The Audit Committee is primarily concerned with the integrity of our financial statements, our compliance with legal and regulatory requirements, the independence and qualifications of the independent auditor and the performance of our internal audit function and independent auditor. The Audit Committee’s functions include (i) meeting with our independent registered public accounting firm and management representatives, (ii) making recommendations to the Board regarding the appointment of the independent registered public accounting firm, (iii) approving the scope of audits and other services to be performed by the independent registered public accounting firm, (iv) establishing pre-approval policies and procedures for all audit, audit-related, tax and other fees to be paid to the independent registered public accounting firm, (v) considering whether the performance of any professional service by the registered public accountants could impair their independence, and (vi) reviewing the results of external audits, the accounting principles applied in financial reporting, and financial and operational controls. The independent registered public accountants have unrestricted access to the Audit Committee, and the members of the Audit Committee have unrestricted access to the independent registered public accountants. During 2007, there were four Audit Committee meetings.
Compensation Committee
During 2007, the members of the Compensation Committee were Messrs. Sparkman (Chairman of the Committee), Henderson and Chahil, none of whom was an officer or employee of Universal or any of its subsidiaries. The Compensation Committee’s primary functions include making recommendations to the Board and approving policies and procedures relating to the CEO and executive officers’ (including the Named Executives) compensation, various employee incentive and stock-based compensation plans and approving individual salary adjustments and stock-based awards. The Compensation Committee also makes recommendations regarding the compensation of our directors. During 2007, there were two Compensation Committee meetings and the Committee acted once by unanimous written consent. Additional information regarding the committee’s processes related to executive compensation is addressed in the Compensation Discussion and Analysis section below.

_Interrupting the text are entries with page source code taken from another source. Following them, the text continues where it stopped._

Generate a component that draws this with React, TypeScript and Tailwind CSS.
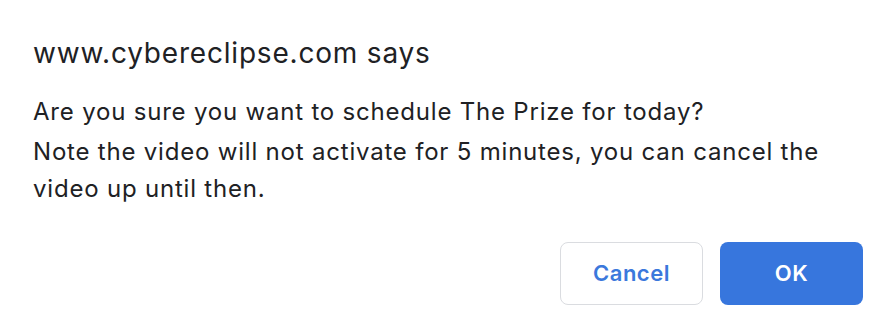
const App = () => {
  return (
    <div
      className="w-[890px] h-[336px] bg-white flex flex-col"
      style={{ fontFamily: "Inter, 'Noto Sans', sans-serif" }}
    >
      {/* Message */}
      <div className="px-[33px] pt-[35px] text-[#202124]">
        <h1 className="text-[28px] leading-[36px] font-normal tracking-[0.8px]">www.cybereclipse.com says</h1>
        <p className="mt-[22px] text-[24px] leading-[37px] tracking-[0.8px]">
          Are you sure you want to schedule The Prize for today?
        </p>
        <p className="mt-[3px] text-[24px] leading-[37px] tracking-[0.8px] w-[824px]">
          Note the video will not activate for 5 minutes, you can cancel the video up until then.
        </p>
      </div>

      {/* Actions */}
      <div className="flex justify-end gap-[17px] pr-[27px] mt-auto mb-[31px]">
        <button className="w-[143px] h-[63px] rounded-[8px] border border-[#dadce0] bg-white text-[#3b78dc] text-[22px] tracking-[0.5px] font-semibold">
          Cancel
        </button>
        <button className="w-[143px] h-[63px] rounded-[8px] bg-[#3776dd] text-white text-[22px] tracking-[0.5px] font-semibold">
          OK
        </button>
      </div>
    </div>
  );
};

export default App;
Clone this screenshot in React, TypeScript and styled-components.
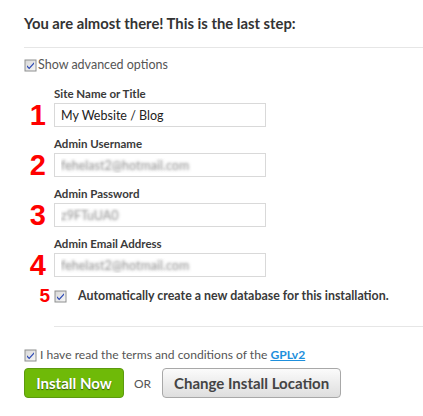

Compensation Committee Interlocks and Insider Participation
During 2007, none of the members of the Compensation Committee had any business or financial relationship with Universal requiring disclosure in this Proxy Statement.
Corporate Governance and Nominating Committee
During 2007, the members of the Corporate Governance and Nominating Committee were Messrs. Mulligan (Chairman of the Committee), Sparkman and Chahil. The Corporate Governance and Nominating Committee considers Board nominees to the extent permitted under, and made pursuant to the procedures established by, Article IV of our Amended and Restated By-laws. Procedures for stockholder nominations are discussed above under the caption “Corporate Governance — Stockholder Nominations for Director.”
The Corporate Governance and Nominating Committee also fulfills an advisory function with respect to a range of matters affecting the Board and its committees, including making recommendations with respect to the qualifications of director candidates, the selection of committee assignments and chairs, and related matters affecting the Board. During 2007, the Corporate Governance and Nominating Committee met twice and acted once by unanimous consent.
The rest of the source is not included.